Randomness can be simulated by constructing or computing strings that
look random to polynomial time machines or, say, time $n^2$ machines.
An important component of this progress involves proving {\em circuit lower bounds}.
Recall that a circuit is a directed acyclic graph with:
\begin{itemize}
\item $n$ {\em input} nodes, which have in-degree 0, arbitrary out-degree,
and are labeled $x_1, \ldots, x_n$
\item 1 {\em output} node, which has arbitrary in-degree and out-degree 0
\item many {\em internal} nodes, which have 3 types of functions:
\begin{enumerate}
\item NOT, which has in-degree 1 and arbitrary out-degree
\item OR, which has arbitrary in-degree and arbitrary out-degree
\item AND, which has arbitrary in-degree and arbitrary out-degree
\end{enumerate}
\end{itemize}
For our purposes, there are two important measures of circuits:
\begin{enumerate}
\item The SIZE of a circuit is the number of edges in its graph.

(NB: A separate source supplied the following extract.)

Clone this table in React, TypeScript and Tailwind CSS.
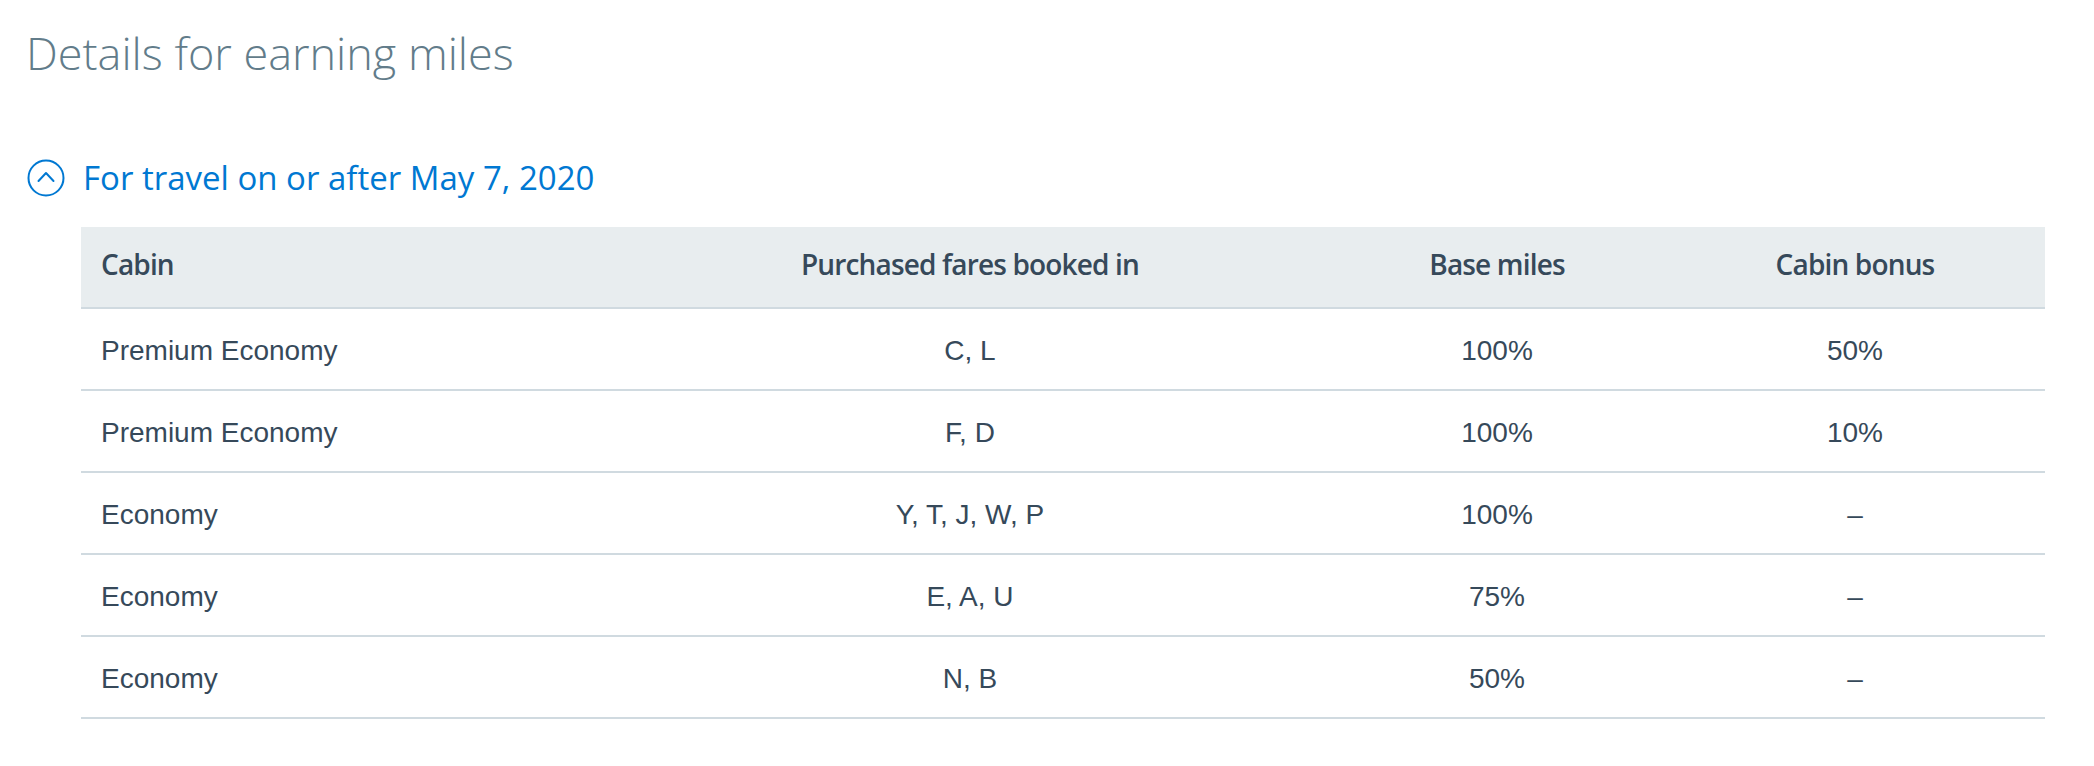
const rows = [
  { cabin: "Premium Economy", fares: "C, L", base: "100%", bonus: "50%" },
  { cabin: "Premium Economy", fares: "F, D", base: "100%", bonus: "10%" },
  { cabin: "Economy", fares: "Y, T, J, W, P", base: "100%", bonus: "–" },
  { cabin: "Economy", fares: "E, A, U", base: "75%", bonus: "–" },
  { cabin: "Economy", fares: "N, B", base: "50%", bonus: "–" },
];

const cols = "grid grid-cols-[530px_718px_336px_380px]";

const CollapseIcon = () => (
  <svg width="38" height="38" viewBox="0 0 38 38" fill="none" className="shrink-0">
    <circle cx="19" cy="19" r="17.5" stroke="#0078d2" strokeWidth="2" />
    <polyline
      points="11.5,22 19,14 26.5,22"
      stroke="#0078d2"
      strokeWidth="2"
      strokeLinecap="round"
      strokeLinejoin="round"
    />
  </svg>
);

export default function App() {
  return (
    <div className="min-h-[766px] bg-white pl-[26px] pt-[30px]">
      <h1 className="font-['Open_Sans',sans-serif] text-[45px] font-light leading-[45px] text-[#627c8a]">
        Details for earning miles
      </h1>

      <div className="mt-[84px] flex items-center gap-[18px] pl-px">
        <CollapseIcon />
        <span className="font-['Open_Sans',sans-serif] text-[33px] leading-[38px] text-[#0078d2]">
          For travel on or after May 7, 2020
        </span>
      </div>

      <div className="ml-[55px] mt-[30px] w-[1964px] text-[#36495a]">
        <div
          className={`${cols} h-[82px] border-b-2 border-[#d0dae0] bg-[#e8edef] pb-[6px] font-['Open_Sans',sans-serif] text-[28px] font-semibold leading-[28px] tracking-[-0.03em]`}
        >
          <div className="flex items-center pl-[20px]">Cabin</div>
          <div className="flex items-center justify-center">Purchased fares booked in</div>
          <div className="flex items-center justify-center">Base miles</div>
          <div className="flex items-center justify-center">Cabin bonus</div>
        </div>

        {rows.map((r, i) => (
          <div
            key={i}
            className={`${cols} h-[82px] border-b-2 border-[#d0dae0] pt-[4px] font-['Liberation_Sans',Arial,sans-serif] text-[28px] leading-[28px]`}
          >
            <div className="flex items-center pl-[20px]">{r.cabin}</div>
            <div className="flex items-center justify-center">{r.fares}</div>
            <div className="flex items-center justify-center">{r.base}</div>
            <div className="flex items-center justify-center">{r.bonus}</div>
          </div>
        ))}
      </div>
    </div>
  );
}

\item The DEPTH of a circuit is the length of the longest path in its graph.
\end{enumerate}
One universal bound on circuit size is that for all functions
$f:\{0, 1\}^n \mapsto \{0, 1\}$, there is a circuit of size $n2^n$ that
computes $f$. To see that this is true, consider the circuit that has the
entire table of values for $f$ encoded as a sum of products (DNF).
\begin{proposition}
There exists a function $f$ that cannot be computed by a circuit of size
$2^n/n$.
\end{proposition}
The typical function for which lower bounds are proven is
$f(h, x) = h(x)$, which splits the input into a function $h$ and
an input $x$ for $h$.
In this way, diagonalization can be used to prove that there is
some $\{f_n\}$, computable in PSPACE that requires a size $n \log n$ circuit.
If C is a circuit of size $s$ and depth $d$ that computes
$x_1 \oplus \cdots \oplus x_n$ (i.e. parity) then $s \geq 2^{n^{\Omega(1/d)}}$.